**Short problem:**
All of the data should be output character for character, except the pictures.

**Dataset extract:**
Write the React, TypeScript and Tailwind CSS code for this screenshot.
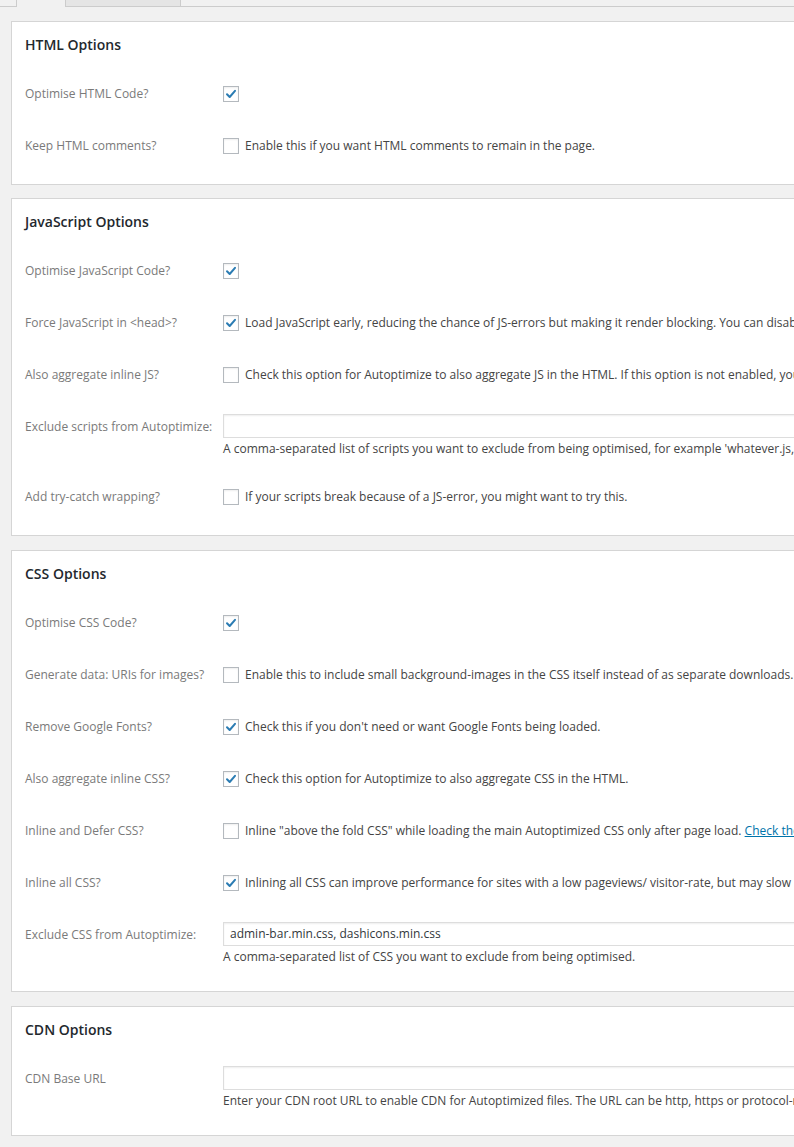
import React from 'react';

type Row =
  | { kind: 'check'; label: string; checked: boolean; text?: string; link?: string }
  | { kind: 'input'; label: string; value: string; desc: string };

type Section = { title: string; rows: Row[] };

const sections: Section[] = [
  {
    title: 'HTML Options',
    rows: [
      { kind: 'check', label: 'Optimise HTML Code?', checked: true },
      { kind: 'check', label: 'Keep HTML comments?', checked: false, text: 'Enable this if you want HTML comments to remain in the page.' },
    ],
  },
  {
    title: 'JavaScript Options',
    rows: [
      { kind: 'check', label: 'Optimise JavaScript Code?', checked: true },
      {
        kind: 'check',
        label: 'Force JavaScript in <head>?',
        checked: true,
        text: "Load JavaScript early, reducing the chance of JS-errors but making it render blocking. You can disable this if you're not aggregating inline JS and you want your page to load faster.",
      },
      {
        kind: 'check',
        label: 'Also aggregate inline JS?',
        checked: false,
        text: 'Check this option for Autoptimize to also aggregate JS in the HTML. If this option is not enabled, you have to enable "Force JavaScript in <head>".',
      },
      {
        kind: 'input',
        label: 'Exclude scripts from Autoptimize:',
        value: '',
        desc: "A comma-separated list of scripts you want to exclude from being optimised, for example 'whatever.js, another.js' (without the quotes) to exclude those scripts.",
      },
      { kind: 'check', label: 'Add try-catch wrapping?', checked: false, text: 'If your scripts break because of a JS-error, you might want to try this.' },
    ],
  },
  {
    title: 'CSS Options',
    rows: [
      { kind: 'check', label: 'Optimise CSS Code?', checked: true },
      {
        kind: 'check',
        label: 'Generate data: URIs for images?',
        checked: false,
        text: 'Enable this to include small background-images in the CSS itself instead of as separate downloads.',
      },
      { kind: 'check', label: 'Remove Google Fonts?', checked: true, text: "Check this if you don't need or want Google Fonts being loaded." },
      { kind: 'check', label: 'Also aggregate inline CSS?', checked: true, text: 'Check this option for Autoptimize to also aggregate CSS in the HTML.' },
      {
        kind: 'check',
        label: 'Inline and Defer CSS?',
        checked: false,
        text: 'Inline "above the fold CSS" while loading the main Autoptimized CSS only after page load. ',
        link: 'Check the FAQ for more info.',
      },
      {
        kind: 'check',
        label: 'Inline all CSS?',
        checked: true,
        text: 'Inlining all CSS can improve performance for sites with a low pageviews/ visitor-rate, but may slow down performance otherwise.',
      },
      {
        kind: 'input',
        label: 'Exclude CSS from Autoptimize:',
        value: 'admin-bar.min.css, dashicons.min.css',
        desc: 'A comma-separated list of CSS you want to exclude from being optimised.',
      },
    ],
  },
  {
    title: 'CDN Options',
    rows: [
      {
        kind: 'input',
        label: 'CDN Base URL',
        value: '',
        desc: 'Enter your CDN root URL to enable CDN for Autoptimized files. The URL can be http, https or protocol-relative.',
      },
    ],
  },
];

function Checkbox({ checked }: { checked: boolean }) {
  return (
    <span className="flex h-[16px] w-[16px] shrink-0 items-center justify-center border border-[#b4b9be] bg-white shadow-[inset_0_1px_2px_rgba(0,0,0,0.07)]">
      {checked && (
        <svg width="12" height="12" viewBox="0 0 12 12">
          <path d="M2 6.2 L4.7 9 L10 2.8" fill="none" stroke="#2b7cb3" strokeWidth="2" strokeLinecap="round" strokeLinejoin="round" />
        </svg>
      )}
    </span>
  );
}

function OptionRow({ row }: { row: Row }) {
  if (row.kind === 'input') {
    return (
      <div className="flex h-[70px]">
        <div className="w-[198px] shrink-0 pt-[18px] text-[#7a7a7a]">{row.label}</div>
        <div className="flex flex-col pt-[14px]">
          <div className="flex h-[24px] w-[640px] items-center border border-[#ddd] bg-white px-[6px] text-[#32373c] shadow-[inset_0_1px_2px_rgba(0,0,0,0.07)]">
            {row.value}
          </div>
          <div className="mt-[1px] whitespace-nowrap leading-[20px] text-[#444]">{row.desc}</div>
        </div>
      </div>
    );
  }
  return (
    <div className="flex h-[52px] items-center pt-[1px]">
      <div className="w-[198px] shrink-0 text-[#7a7a7a]">{row.label}</div>
      <Checkbox checked={row.checked} />
      {row.text && (
        <span className="ml-[6px] whitespace-nowrap text-[#444]">
          {row.text}
          {row.link && <span className="text-[#0073aa] underline">{row.link}</span>}
        </span>
      )}
    </div>
  );
}

export default function App() {
  return (
    <div
      className="min-h-[1147px] w-[794px] overflow-hidden bg-[#f1f1f1] text-[12px]"
      style={{ fontFamily: '"Open Sans", "Noto Sans", sans-serif' }}
    >
      {/* tabs, cut off at the top */}
      <div className="flex h-[7px]">
        <div className="w-[16px] border-b border-[#ccc]" />
        <div className="w-[50px] border-x border-[#ccc] bg-[#f1f1f1]" />
        <div className="w-[115px] border-b border-r border-[#ccc] bg-[#e5e5e5]" />
        <div className="flex-1 border-b border-[#ccc]" />
      </div>

      <div className="flex flex-col pl-[11px] pt-[14px]">
        {sections.map((section, i) => (
          <div
            key={section.title}
            className={`w-[900px] border border-[#d5d5d5] bg-white pb-[13px] pl-[13px] ${i === 0 ? '' : i === 1 ? 'mt-[13px]' : 'mt-[14px]'}`}
          >
            <div className="flex h-[45px] items-center pb-[1px] text-[14px] font-semibold text-[#23282d]">{section.title}</div>
            {section.rows.map((row) => (
              <OptionRow key={row.label} row={row} />
            ))}
          </div>
        ))}
      </div>
    </div>
  );
}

**Written response:**
Write the React, TypeScript and Tailwind CSS code for this screenshot.
import React from 'react';

type Row =
  | { kind: 'check'; label: string; checked: boolean; text?: string; link?: string }
  | { kind: 'input'; label: string; value: string; desc: string };

type Section = { title: string; rows: Row[] };

const sections: Section[] = [
  {
    title: 'HTML Options',
    rows: [
      { kind: 'check', label: 'Optimise HTML Code?', checked: true },
      { kind: 'check', label: 'Keep HTML comments?', checked: false, text: 'Enable this if you want HTML comments to remain in the page.' },
    ],
  },
  {
    title: 'JavaScript Options',
    rows: [
      { kind: 'check', label: 'Optimise JavaScript Code?', checked: true },
      {
        kind: 'check',
        label: 'Force JavaScript in <head>?',
        checked: true,
        text: "Load JavaScript early, reducing the chance of JS-errors but making it render blocking. You can disable this if you're not aggregating inline JS and you want your page to load faster.",
      },
      {
        kind: 'check',
        label: 'Also aggregate inline JS?',
        checked: false,
        text: 'Check this option for Autoptimize to also aggregate JS in the HTML. If this option is not enabled, you have to enable "Force JavaScript in <head>".',
      },
      {
        kind: 'input',
        label: 'Exclude scripts from Autoptimize:',
        value: '',
        desc: "A comma-separated list of scripts you want to exclude from being optimised, for example 'whatever.js, another.js' (without the quotes) to exclude those scripts.",
      },
      { kind: 'check', label: 'Add try-catch wrapping?', checked: false, text: 'If your scripts break because of a JS-error, you might want to try this.' },
    ],
  },
  {
    title: 'CSS Options',
    rows: [
      { kind: 'check', label: 'Optimise CSS Code?', checked: true },
      {
        kind: 'check',
        label: 'Generate data: URIs for images?',
        checked: false,
        text: 'Enable this to include small background-images in the CSS itself instead of as separate downloads.',
      },
      { kind: 'check', label: 'Remove Google Fonts?', checked: true, text: "Check this if you don't need or want Google Fonts being loaded." },
      { kind: 'check', label: 'Also aggregate inline CSS?', checked: true, text: 'Check this option for Autoptimize to also aggregate CSS in the HTML.' },
      {
        kind: 'check',
        label: 'Inline and Defer CSS?',
        checked: false,
        text: 'Inline "above the fold CSS" while loading the main Autoptimized CSS only after page load. ',
        link: 'Check the FAQ for more info.',
      },
      {
        kind: 'check',
        label: 'Inline all CSS?',
        checked: true,
        text: 'Inlining all CSS can improve performance for sites with a low pageviews/ visitor-rate, but may slow down performance otherwise.',
      },
      {
        kind: 'input',
        label: 'Exclude CSS from Autoptimize:',
        value: 'admin-bar.min.css, dashicons.min.css',
        desc: 'A comma-separated list of CSS you want to exclude from being optimised.',
      },
    ],
  },
  {
    title: 'CDN Options',
    rows: [
      {
        kind: 'input',
        label: 'CDN Base URL',
        value: '',
        desc: 'Enter your CDN root URL to enable CDN for Autoptimized files. The URL can be http, https or protocol-relative.',
      },
    ],
  },
];

function Checkbox({ checked }: { checked: boolean }) {
  return (
    <span className="flex h-[16px] w-[16px] shrink-0 items-center justify-center border border-[#b4b9be] bg-white shadow-[inset_0_1px_2px_rgba(0,0,0,0.07)]">
      {checked && (
        <svg width="12" height="12" viewBox="0 0 12 12">
          <path d="M2 6.2 L4.7 9 L10 2.8" fill="none" stroke="#2b7cb3" strokeWidth="2" strokeLinecap="round" strokeLinejoin="round" />
        </svg>
      )}
    </span>
  );
}

function OptionRow({ row }: { row: Row }) {
  if (row.kind === 'input') {
    return (
      <div className="flex h-[70px]">
        <div className="w-[198px] shrink-0 pt-[18px] text-[#7a7a7a]">{row.label}</div>
        <div className="flex flex-col pt-[14px]">
          <div className="flex h-[24px] w-[640px] items-center border border-[#ddd] bg-white px-[6px] text-[#32373c] shadow-[inset_0_1px_2px_rgba(0,0,0,0.07)]">
            {row.value}
          </div>
          <div className="mt-[1px] whitespace-nowrap leading-[20px] text-[#444]">{row.desc}</div>
        </div>
      </div>
    );
  }
  return (
    <div className="flex h-[52px] items-center pt-[1px]">
      <div className="w-[198px] shrink-0 text-[#7a7a7a]">{row.label}</div>
      <Checkbox checked={row.checked} />
      {row.text && (
        <span className="ml-[6px] whitespace-nowrap text-[#444]">
          {row.text}
          {row.link && <span className="text-[#0073aa] underline">{row.link}</span>}
        </span>
      )}
    </div>
  );
}

export default function App() {
  return (
    <div
      className="min-h-[1147px] w-[794px] overflow-hidden bg-[#f1f1f1] text-[12px]"
      style={{ fontFamily: '"Open Sans", "Noto Sans", sans-serif' }}
    >
      {/* tabs, cut off at the top */}
      <div className="flex h-[7px]">
        <div className="w-[16px] border-b border-[#ccc]" />
        <div className="w-[50px] border-x border-[#ccc] bg-[#f1f1f1]" />
        <div className="w-[115px] border-b border-r border-[#ccc] bg-[#e5e5e5]" />
        <div className="flex-1 border-b border-[#ccc]" />
      </div>

      <div className="flex flex-col pl-[11px] pt-[14px]">
        {sections.map((section, i) => (
          <div
            key={section.title}
            className={`w-[900px] border border-[#d5d5d5] bg-white pb-[13px] pl-[13px] ${i === 0 ? '' : i === 1 ? 'mt-[13px]' : 'mt-[14px]'}`}
          >
            <div className="flex h-[45px] items-center pb-[1px] text-[14px] font-semibold text-[#23282d]">{section.title}</div>
            {section.rows.map((row) => (
              <OptionRow key={row.label} row={row} />
            ))}
          </div>
        ))}
      </div>
    </div>
  );
}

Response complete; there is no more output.